動揺収らぬままに、殉死する武士を描く『興津(おきつ)弥五右衛門の遺書』、次いで『阿部一族』『佐橋甚五郎』と史料に拠った歴史小説を書いた。近代文学のなかで歴史に材を取った小説はここに始まる。
失われたと思われていた武士の倫理が乃木の殉死によって、鴎外のなかによみがえった。主君のために死ぬことを厭わない。この精神の真髄を極めたい。津和野藩典医の子として生まれ育った鴎外のいわば武士の血が騒いだのだろう。
『阿部一族』は三代将軍、家光の時代の物語。熊本の細川藩の藩主、忠利が死去する。家臣が次々に腹を切ってあとを追う。ところが、当然、あとに続くと思われた側近の阿部弥一右衛門は生き残っている。生前、殿から殉死の許可が出なかったから仕方がない。
弥一右衛門は家中で忘恩の卑怯者と謗(そし)りを受ける。名誉を重んじる武士には耐えられない。ついに腹を切る。それでもいったん始まった批難はとまらない。
追いつめられた嗣子(しし)、権兵衛は忠利の一周忌の法要で、突然、思いあまって髻(もとどり)を切り位牌に供える。ただちに捕えられ縛首になる。武士が盗人のように縛首とは。それまで屈辱に耐えてきた阿部家の一統はついに怒りを抑えきれない。
屋敷にたてこもり討手にたちむかう。女や子供、老人を先に逝かせ、男たちが負けると分かっている戦いに挑む。

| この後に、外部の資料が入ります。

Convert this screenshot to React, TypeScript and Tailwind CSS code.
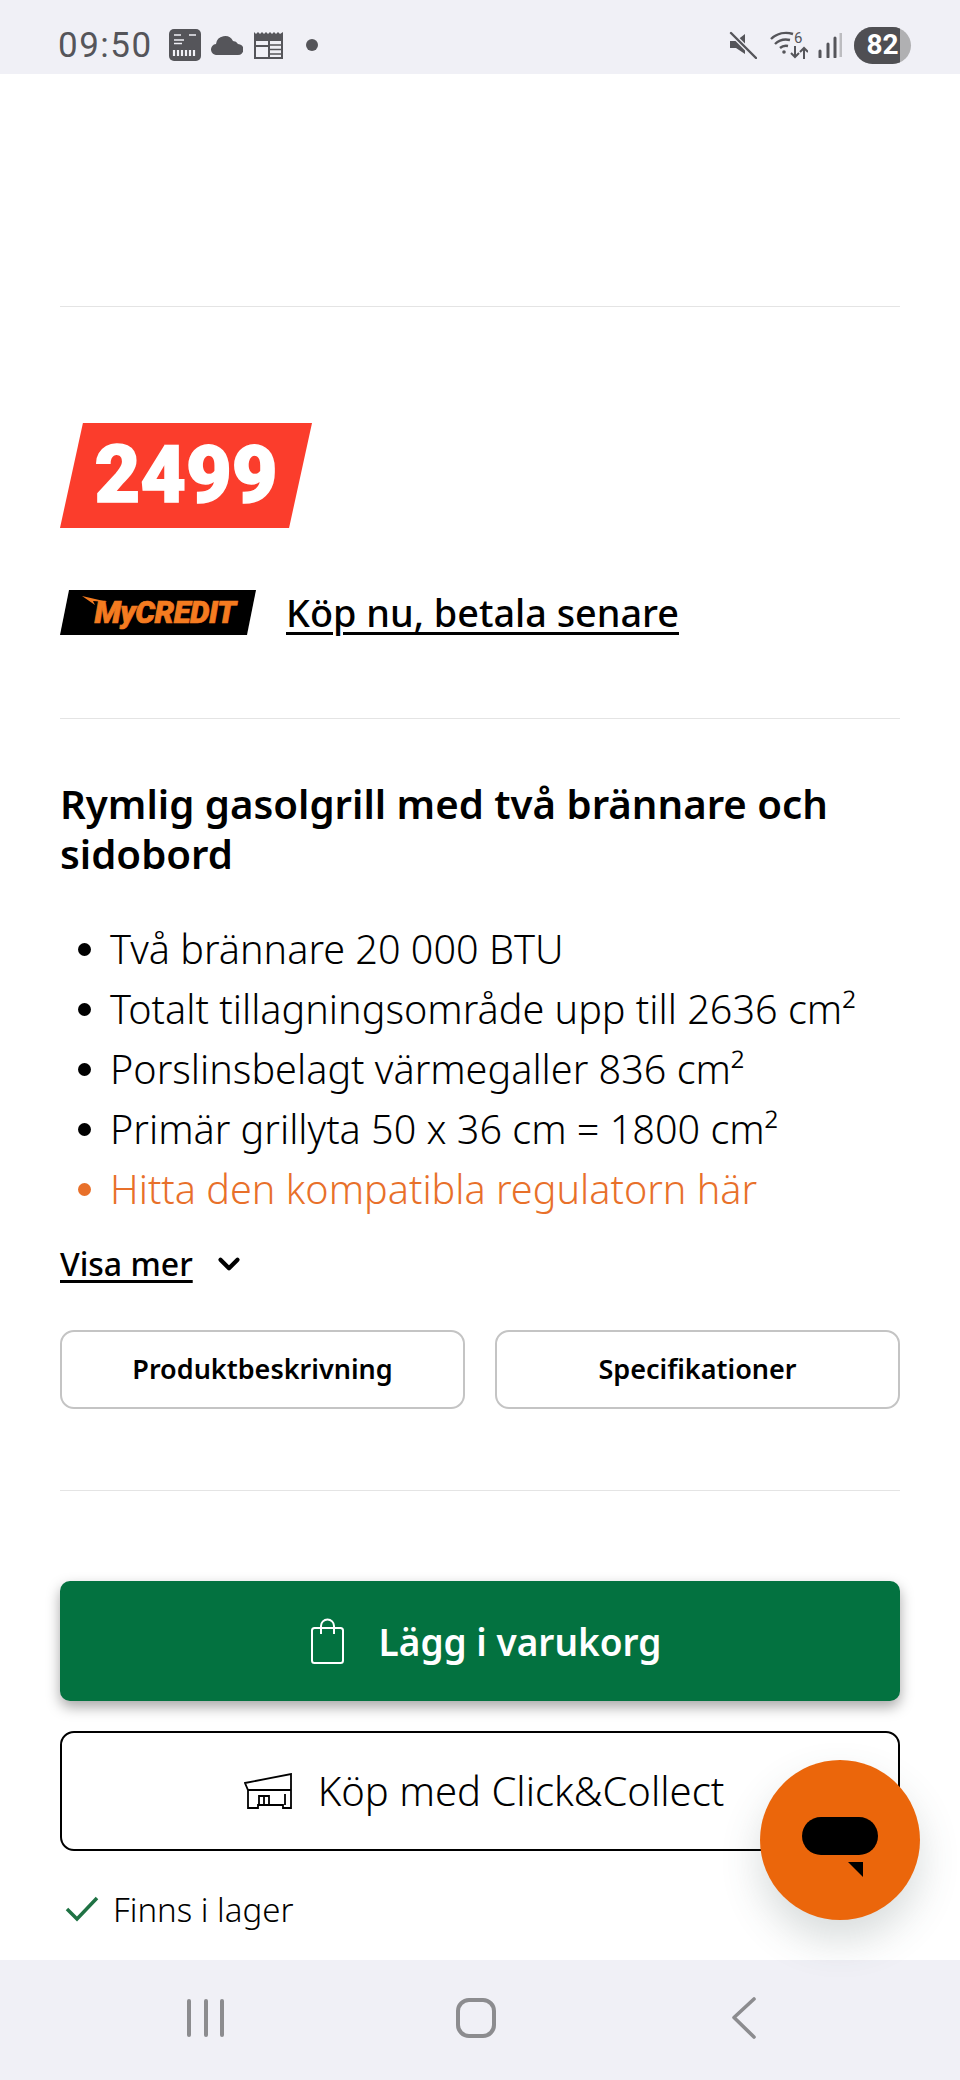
import React from "react";
import { ChevronDown } from "lucide-react";

const bullets = [
  { text: "Två brännare 20 000 BTU" },
  { text: "Totalt tillagningsområde upp till 2636 cm²" },
  { text: "Porslinsbelagt värmegaller 836 cm²" },
  { text: "Primär grillyta 50 x 36 cm = 1800 cm²" },
];

function StatusBar() {
  return (
    <div className="h-[74px] shrink-0 bg-[#f0f0f6] flex items-center justify-between pt-[16px] pl-[58px] pr-[49px] text-[#55555a]">
      <div className="flex items-center">
        <span className="font-['Roboto',sans-serif] text-[35px] font-normal leading-none w-[111px] tracking-[1.5px]">09:50</span>
        <svg width="32" height="32" viewBox="0 0 32 32">
          <rect width="32" height="32" rx="5" fill="#55555a" />
          <path d="M5 6h7M20 6h7M5 11h10M5 14.5h8" stroke="#f0f0f6" strokeWidth="1.6" />
          <path d="M5 21v6M9 21v6M13 21v6M17 21v6M21 21v6M25 21v6" stroke="#f0f0f6" strokeWidth="2.2" />
        </svg>
        <svg width="32" height="20" viewBox="0 0 32 20" className="ml-[10px]">
          <path d="M6 20a5.5 5.5 0 0 1-1-11 9 9 0 0 1 17-3 6 6 0 0 1 5 3 5.5 5.5 0 0 1 0 11z" fill="#55555a" />
        </svg>
        <svg width="29" height="27" viewBox="0 0 29 27" className="ml-[11px]">
          <path d="M0 0l2 2 2-2 2 2 2-2 2 2 2-2 2 2 2-2 2 2 2-2 2 2 2-2 2 2 3-2v9H0z" fill="#55555a" />
          <rect x="1" y="8" width="27" height="18" fill="none" stroke="#55555a" strokeWidth="2" />
          <path d="M15 9v17M1 14h14" stroke="#55555a" strokeWidth="2" />
          <path d="M16 13h12M16 17.5h12M16 22h12" stroke="#55555a" strokeWidth="1.6" />
        </svg>
        <span className="ml-[23px] w-[12px] h-[12px] rounded-full bg-[#55555a]" />
      </div>
      <div className="flex items-center">
        <svg width="28" height="28" viewBox="0 0 28 28">
          <path d="M1 10h6l9-7v20l-9-6H1z" fill="#55555a" />
          <path d="M2 2l24 24" stroke="#f0f0f6" strokeWidth="5" />
          <path d="M2 2l25 25" stroke="#55555a" strokeWidth="2.4" strokeLinecap="round" />
        </svg>
        <svg width="38" height="30" viewBox="0 0 38 30" className="ml-[13px]">
          <path d="M1 9a22 22 0 0 1 22-5M5 14a16 16 0 0 1 15-4M10 18a9 9 0 0 1 8-2" fill="none" stroke="#55555a" strokeWidth="2.4" />
          <circle cx="14" cy="22" r="1.8" fill="#55555a" />
          <path d="M25 16v11M21 23l4 4 4-4M34 29V18M30 22l4-4 4 4" fill="none" stroke="#55555a" strokeWidth="2" />
          <text x="24" y="13" fontSize="15" fontFamily="Roboto" fill="#55555a">6</text>
        </svg>
        <svg width="24" height="26" viewBox="0 0 24 26" className="ml-[10px]">
          <path d="M2 19v6M10 12v13M17 6v19" stroke="#55555a" strokeWidth="3" strokeLinecap="round" />
          <path d="M23 1v24" stroke="#bcbcc0" strokeWidth="3" />
        </svg>
        <div className="ml-[12px] relative w-[57px] h-[37px] rounded-full overflow-hidden bg-[#b0b0b2]">
          <div className="absolute inset-y-0 left-0 w-[46px] bg-[#4f4f53]" />
          <span className="absolute inset-0 flex items-center justify-center font-['Roboto',sans-serif] font-bold text-[28px] text-white">82</span>
        </div>
      </div>
    </div>
  );
}

function NavBar() {
  return (
    <div className="h-[120px] shrink-0 bg-[#f0f0f6] flex items-center pb-[4px] pl-[187px]">
      <div className="flex items-center gap-[12.5px]">
        <span className="w-[4px] h-[38px] rounded-full bg-[#8c8c8f]" />
        <span className="w-[4px] h-[38px] rounded-full bg-[#8c8c8f]" />
        <span className="w-[4px] h-[38px] rounded-full bg-[#8c8c8f]" />
      </div>
      <span className="ml-[232px] w-[40px] h-[40px] rounded-[13px] border-[4px] border-[#8c8c8f]" />
      <svg width="26" height="42" viewBox="0 0 26 42" className="ml-[235px]">
        <path d="M23 2L3 20.5 23 40" fill="none" stroke="#8c8c8f" strokeWidth="3.6" strokeLinecap="round" strokeLinejoin="round" />
      </svg>
    </div>
  );
}

export default function App() {
  return (
    <div className="relative w-[960px] h-[2080px] overflow-hidden bg-white flex flex-col text-black font-['Noto_Sans',sans-serif]">
      <StatusBar />

      <main className="flex-1 px-[60px] min-h-0">
        <div className="mt-[232px] border-t border-[#e4e4e4]" />

        {/* price tag */}
        <div className="mt-[116px] w-[252px] h-[105px] bg-[#fb3d2c] [clip-path:polygon(9.1%_0,100%_0,90.9%_100%,0_100%)] flex items-center justify-center">
          <span className="font-['Roboto',sans-serif] font-black text-[79px] leading-none text-white [-webkit-text-stroke:1.5px_white]">2499</span>
        </div>

        <div className="mt-[62px] flex items-center h-[45px]">
          <div className="relative w-[196px] h-[45px] pl-[14px] bg-black [clip-path:polygon(4.6%_0,100%_0,95.4%_100%,0_100%)] flex items-center justify-center">
            <svg width="26" height="9" viewBox="0 0 26 9" className="absolute left-[22px] top-[6px]">
              <path d="M0 0l26 6-15-1 2 4z" fill="#f47b20" />
            </svg>
            <span className="font-['Roboto',sans-serif] italic font-black text-[31px] leading-none text-[#f47b20] tracking-[-0.5px] [-webkit-text-stroke:0.7px_#f47b20]">MyCREDIT</span>
          </div>
          <a className="ml-[30px] text-[37.8px] font-medium underline underline-offset-[5px] decoration-[3px] leading-none">Köp nu, betala senare</a>
        </div>

        <div className="mt-[83px] border-t border-[#e4e4e4]" />

        <h1 className="mt-[60px] text-[40.2px] font-semibold leading-[50px]">Rymlig gasolgrill med två brännare och sidobord</h1>

        <ul className="mt-[40px] pl-[18px] text-[39.6px] font-light leading-[60px]">
          {bullets.map((b) => (
            <li key={b.text} className="flex items-center">
              <span className="w-[13px] h-[13px] rounded-full bg-black mr-[19px]" />
              {b.text}
            </li>
          ))}
          <li className="flex items-center text-[#e8702a]">
            <span className="w-[13px] h-[13px] rounded-full bg-[#e8702a] mr-[19px]" />
            Hitta den kompatibla regulatorn här
          </li>
        </ul>

        <div className="mt-[23px] flex items-center h-[44px]">
          <a className="text-[32px] font-medium underline underline-offset-[4px] decoration-[3px]">Visa mer</a>
          <ChevronDown className="ml-[19px] w-[34px] h-[34px]" strokeWidth={3} />
        </div>

        <div className="mt-[44px] flex gap-[30px]">
          <button className="flex-1 h-[79px] rounded-[14px] border-2 border-[#c4c4c4] bg-white text-[27px] font-semibold">Produktbeskrivning</button>
          <button className="flex-1 h-[79px] rounded-[14px] border-2 border-[#c4c4c4] bg-white text-[27px] font-semibold">Specifikationer</button>
        </div>

        <div className="mt-[81px] border-t border-[#e4e4e4]" />

        <button className="mt-[90px] w-full h-[120px] rounded-[10px] bg-[#037240] shadow-[0_6px_14px_rgba(0,0,0,0.35)] flex items-center justify-center pl-[12px] text-white">
          <svg width="33" height="46" viewBox="0 0 33 46" fill="none" stroke="white" strokeWidth="2">
            <rect x="1" y="10" width="31" height="35" rx="2.5" />
            <path d="M10 16V8a6.5 6.5 0 0 1 13 0v8" />
          </svg>
          <span className="ml-[35px] text-[37px] font-semibold leading-none">Lägg i varukorg</span>
        </button>

        <button className="mt-[30px] w-full h-[120px] rounded-[14px] border-2 border-black bg-white flex items-center justify-center pl-[8px]">
          <svg width="48" height="36" viewBox="0 0 48 36" fill="none" stroke="black" strokeWidth="1.8">
            <path d="M1 10L47 1v16H4zM4 17v18h10v-3h25v3h8V17M15 32V23h10v9M20 23v9M41 21v11" />
          </svg>
          <span className="ml-[26px] text-[40px] font-light leading-none">Köp med Click&amp;Collect</span>
        </button>

        <div className="mt-[38px] flex items-center pl-[5px] h-[40px]">
          <svg width="34" height="28" viewBox="0 0 34 28" fill="none" stroke="#1f7244" strokeWidth="3.5">
            <path d="M2 14l10 10L32 3" />
          </svg>
          <span className="ml-[14px] text-[33px] font-light leading-none">Finns i lager</span>
        </div>
      </main>

      <NavBar />

      {/* chat bubble */}
      <button className="absolute left-[760px] top-[1760px] w-[160px] h-[160px] rounded-full bg-[#eb660b] shadow-[0_20px_40px_rgba(60,80,80,0.2)] flex items-center justify-center">
        <svg width="76" height="62" viewBox="0 0 76 62" className="mt-[16px]">
          <rect width="76" height="38" rx="19" fill="black" />
          <path d="M46 45h15v15z" fill="black" />
        </svg>
      </button>
    </div>
  );
}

武士の意地である。屋敷内の戦いは悽愴苛烈。ギリシヤ悲劇を思わせる死闘を鴎外は感情を排した、石のように堅固な文章で綴ってゆく。三島由紀夫は鴎外をその簡潔鮮明な文章ゆえに「言葉の芸術家」と評した。鷗外は武士を讃美しているのではない。武士道の不条理を近代人の目で批判しているのでもない。ただ宿命に耐え死にゆく男たちを直視する。
時代劇の傑作「切腹」「上意討ち―拝領妻始末」を作った小林正樹監督は本作を映画化したかったが、成らなかった。